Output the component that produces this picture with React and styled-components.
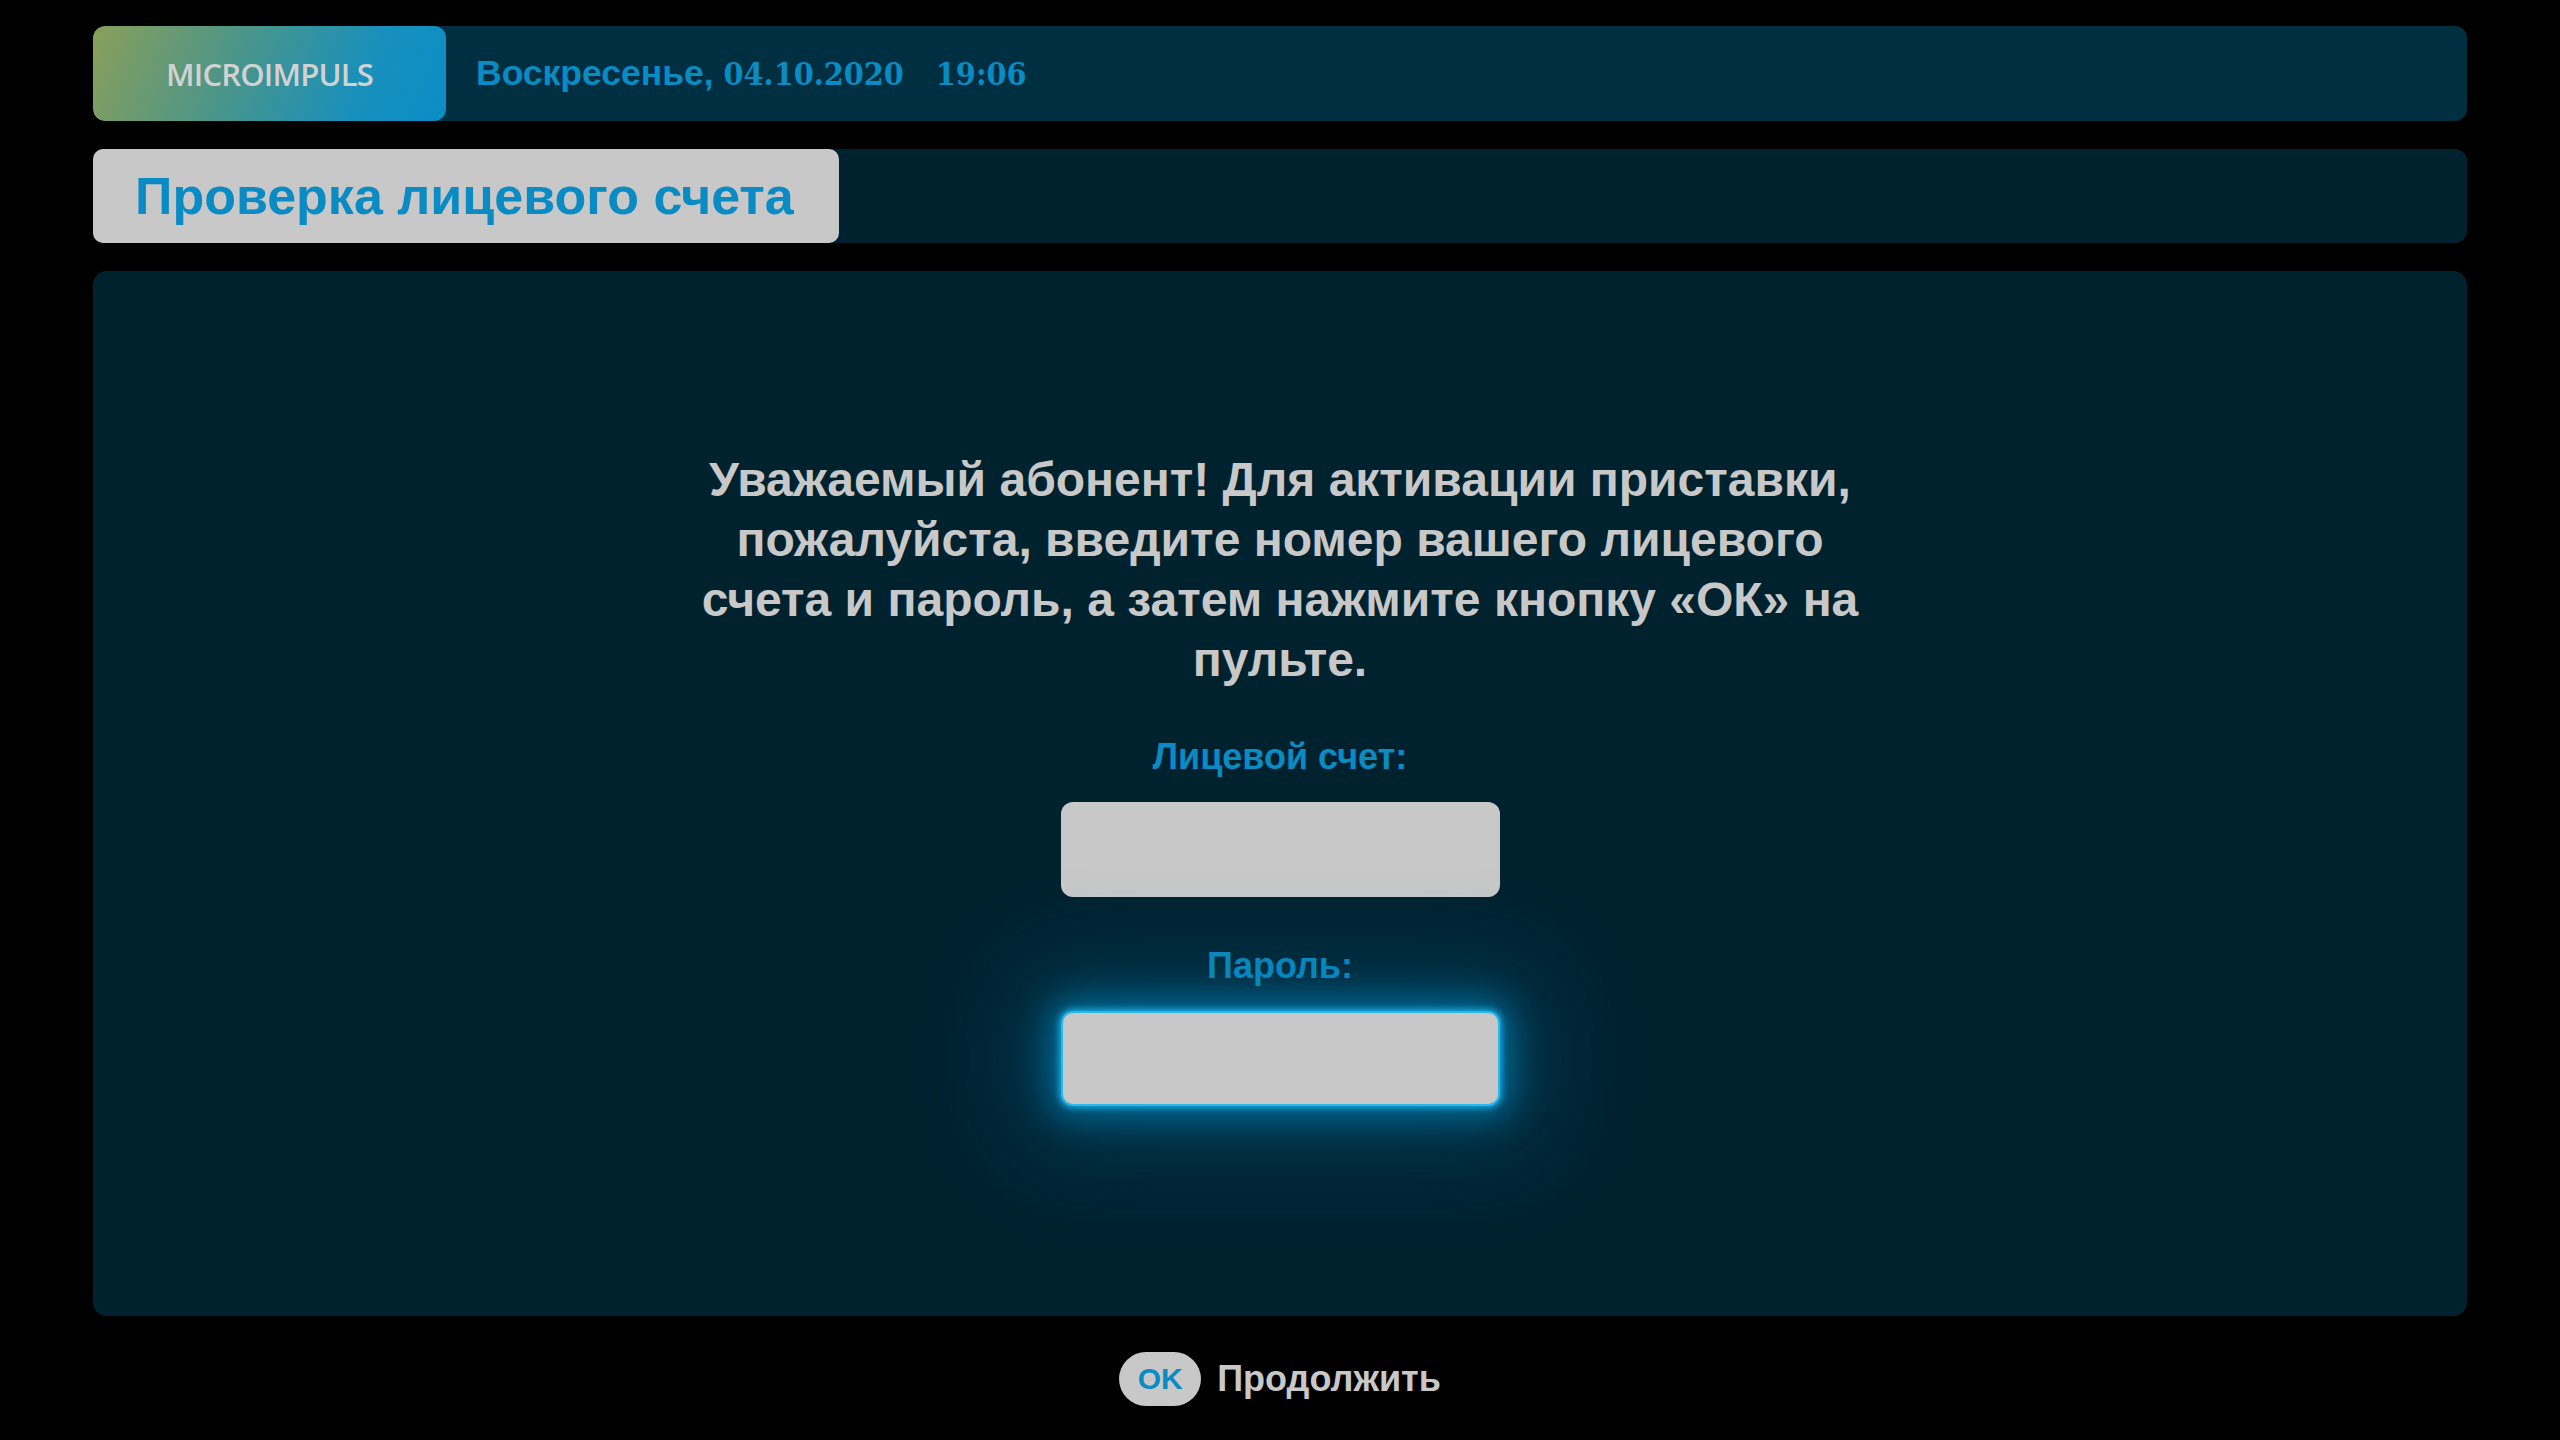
import React from "react";
import styled, { createGlobalStyle } from "styled-components";

const GlobalStyle = createGlobalStyle`
  html, body {
    margin: 0;
    padding: 0;
    background: #000;
  }
  body {
    font-family: "Liberation Sans", Arial, sans-serif;
  }
`;

const Screen = styled.div`
  width: 2560px;
  height: 1440px;
  box-sizing: border-box;
  padding: 26px 93px 0;
  display: flex;
  flex-direction: column;
  background: #000;
`;

const TopBar = styled.header`
  height: 95px;
  display: flex;
  align-items: center;
  background: #002f42;
  border-radius: 12px;
  overflow: hidden;
`;

const Logo = styled.div`
  width: 353px;
  height: 100%;
  display: flex;
  align-items: center;
  justify-content: center;
  border-radius: 12px;
  background: linear-gradient(112deg, #8a9f5a 0%, #4a958a 40%, #1890bc 75%, #0a8dc6 100%);
  font-family: "Open Sans", sans-serif;
  font-weight: 600;
  font-size: 31px;
  color: #d2d2d2;
  letter-spacing: -0.8px;
`;

const DateLine = styled.div`
  margin-left: 30px;
  display: flex;
  align-items: baseline;
  gap: 32px;
  color: #0a8bc3;
  font-weight: bold;
  font-size: 35.5px;
`;

const Digits = styled.span`
  font-family: "DejaVu Serif Condensed", "DejaVu Serif", serif;
  font-stretch: condensed;
  font-size: 32px;
`;

const TitleBar = styled.div`
  margin-top: 28px;
  height: 94px;
  display: flex;
  background: #00222f;
  border-radius: 12px;
`;

const TitleTab = styled.div`
  width: 746px;
  box-sizing: border-box;
  padding-left: 42px;
  display: flex;
  align-items: center;
  background: #c8c8c8;
  border-radius: 10px;
  color: #0a8bc3;
  font-weight: bold;
  font-size: 52px;
`;

const Panel = styled.main`
  margin-top: 28px;
  height: 1045px;
  box-sizing: border-box;
  padding-top: 179px;
  display: flex;
  flex-direction: column;
  align-items: center;
  background: #00222f;
  border-radius: 14px;
`;

const Message = styled.p`
  margin: 0;
  width: 1190px;
  text-align: center;
  color: #c8c8c8;
  font-weight: bold;
  font-size: 48px;
  line-height: 60px;
`;

const Label = styled.div`
  margin-top: ${p => p.$top}px;
  color: #0a8bc3;
  font-weight: bold;
  font-size: 36px;
  line-height: 40px;
`;

const Field = styled.div`
  margin-top: 25px;
  width: 439px;
  height: 95px;
  box-sizing: border-box;
  background: #c8c8c8;
  border-radius: 12px;
  ${p =>
    p.$focused &&
    `
    border: 2px solid #2ab8ea;
    box-shadow: 0 0 6px 2px #18a8e0, 0 0 34px 12px rgba(0, 150, 210, 0.55),
      0 0 100px 40px rgba(0, 115, 170, 0.32);
  `}
`;

const Footer = styled.footer`
  margin-top: 36px;
  display: flex;
  align-items: center;
  justify-content: center;
  gap: 16px;
`;

const KeyPill = styled.span`
  width: 82px;
  height: 54px;
  display: flex;
  align-items: center;
  justify-content: center;
  border-radius: 27px;
  background: #c8c8c8;
  color: #0a8bc3;
  font-weight: bold;
  font-size: 30px;
`;

const FooterText = styled.span`
  color: #c8c8c8;
  font-weight: bold;
  font-size: 36px;
`;

const App = () => {
  return (
    <>
      <GlobalStyle />
      <Screen>
        <TopBar>
          <Logo>MICROIMPULS</Logo>
          <DateLine>
            <span>
              Воскресенье, <Digits>04.10.2020</Digits>
            </span>
            <Digits>19:06</Digits>
          </DateLine>
        </TopBar>

        <TitleBar>
          <TitleTab>Проверка лицевого счета</TitleTab>
        </TitleBar>

        <Panel>
          <Message>
            Уважаемый абонент! Для активации приставки, пожалуйста, введите
            номер вашего лицевого счета и пароль, а затем нажмите кнопку «ОК» на
            пульте.
          </Message>
          <Label $top={47}>Лицевой счет:</Label>
          <Field />
          <Label $top={49}>Пароль:</Label>
          <Field $focused />
        </Panel>

        <Footer>
          <KeyPill>OK</KeyPill>
          <FooterText>Продолжить</FooterText>
        </Footer>
      </Screen>
    </>
  );
};

export default App;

Exercise objective » Output all of the data exactly as it stands, minus any images.

Output of the task »
Output the component that produces this picture with React and styled-components.
import React from "react";
import styled, { createGlobalStyle } from "styled-components";

const GlobalStyle = createGlobalStyle`
  html, body {
    margin: 0;
    padding: 0;
    background: #000;
  }
  body {
    font-family: "Liberation Sans", Arial, sans-serif;
  }
`;

const Screen = styled.div`
  width: 2560px;
  height: 1440px;
  box-sizing: border-box;
  padding: 26px 93px 0;
  display: flex;
  flex-direction: column;
  background: #000;
`;

const TopBar = styled.header`
  height: 95px;
  display: flex;
  align-items: center;
  background: #002f42;
  border-radius: 12px;
  overflow: hidden;
`;

const Logo = styled.div`
  width: 353px;
  height: 100%;
  display: flex;
  align-items: center;
  justify-content: center;
  border-radius: 12px;
  background: linear-gradient(112deg, #8a9f5a 0%, #4a958a 40%, #1890bc 75%, #0a8dc6 100%);
  font-family: "Open Sans", sans-serif;
  font-weight: 600;
  font-size: 31px;
  color: #d2d2d2;
  letter-spacing: -0.8px;
`;

const DateLine = styled.div`
  margin-left: 30px;
  display: flex;
  align-items: baseline;
  gap: 32px;
  color: #0a8bc3;
  font-weight: bold;
  font-size: 35.5px;
`;

const Digits = styled.span`
  font-family: "DejaVu Serif Condensed", "DejaVu Serif", serif;
  font-stretch: condensed;
  font-size: 32px;
`;

const TitleBar = styled.div`
  margin-top: 28px;
  height: 94px;
  display: flex;
  background: #00222f;
  border-radius: 12px;
`;

const TitleTab = styled.div`
  width: 746px;
  box-sizing: border-box;
  padding-left: 42px;
  display: flex;
  align-items: center;
  background: #c8c8c8;
  border-radius: 10px;
  color: #0a8bc3;
  font-weight: bold;
  font-size: 52px;
`;

const Panel = styled.main`
  margin-top: 28px;
  height: 1045px;
  box-sizing: border-box;
  padding-top: 179px;
  display: flex;
  flex-direction: column;
  align-items: center;
  background: #00222f;
  border-radius: 14px;
`;

const Message = styled.p`
  margin: 0;
  width: 1190px;
  text-align: center;
  color: #c8c8c8;
  font-weight: bold;
  font-size: 48px;
  line-height: 60px;
`;

const Label = styled.div`
  margin-top: ${p => p.$top}px;
  color: #0a8bc3;
  font-weight: bold;
  font-size: 36px;
  line-height: 40px;
`;

const Field = styled.div`
  margin-top: 25px;
  width: 439px;
  height: 95px;
  box-sizing: border-box;
  background: #c8c8c8;
  border-radius: 12px;
  ${p =>
    p.$focused &&
    `
    border: 2px solid #2ab8ea;
    box-shadow: 0 0 6px 2px #18a8e0, 0 0 34px 12px rgba(0, 150, 210, 0.55),
      0 0 100px 40px rgba(0, 115, 170, 0.32);
  `}
`;

const Footer = styled.footer`
  margin-top: 36px;
  display: flex;
  align-items: center;
  justify-content: center;
  gap: 16px;
`;

const KeyPill = styled.span`
  width: 82px;
  height: 54px;
  display: flex;
  align-items: center;
  justify-content: center;
  border-radius: 27px;
  background: #c8c8c8;
  color: #0a8bc3;
  font-weight: bold;
  font-size: 30px;
`;

const FooterText = styled.span`
  color: #c8c8c8;
  font-weight: bold;
  font-size: 36px;
`;

const App = () => {
  return (
    <>
      <GlobalStyle />
      <Screen>
        <TopBar>
          <Logo>MICROIMPULS</Logo>
          <DateLine>
            <span>
              Воскресенье, <Digits>04.10.2020</Digits>
            </span>
            <Digits>19:06</Digits>
          </DateLine>
        </TopBar>

        <TitleBar>
          <TitleTab>Проверка лицевого счета</TitleTab>
        </TitleBar>

        <Panel>
          <Message>
            Уважаемый абонент! Для активации приставки, пожалуйста, введите
            номер вашего лицевого счета и пароль, а затем нажмите кнопку «ОК» на
            пульте.
          </Message>
          <Label $top={47}>Лицевой счет:</Label>
          <Field />
          <Label $top={49}>Пароль:</Label>
          <Field $focused />
        </Panel>

        <Footer>
          <KeyPill>OK</KeyPill>
          <FooterText>Продолжить</FooterText>
        </Footer>
      </Screen>
    </>
  );
};

export default App;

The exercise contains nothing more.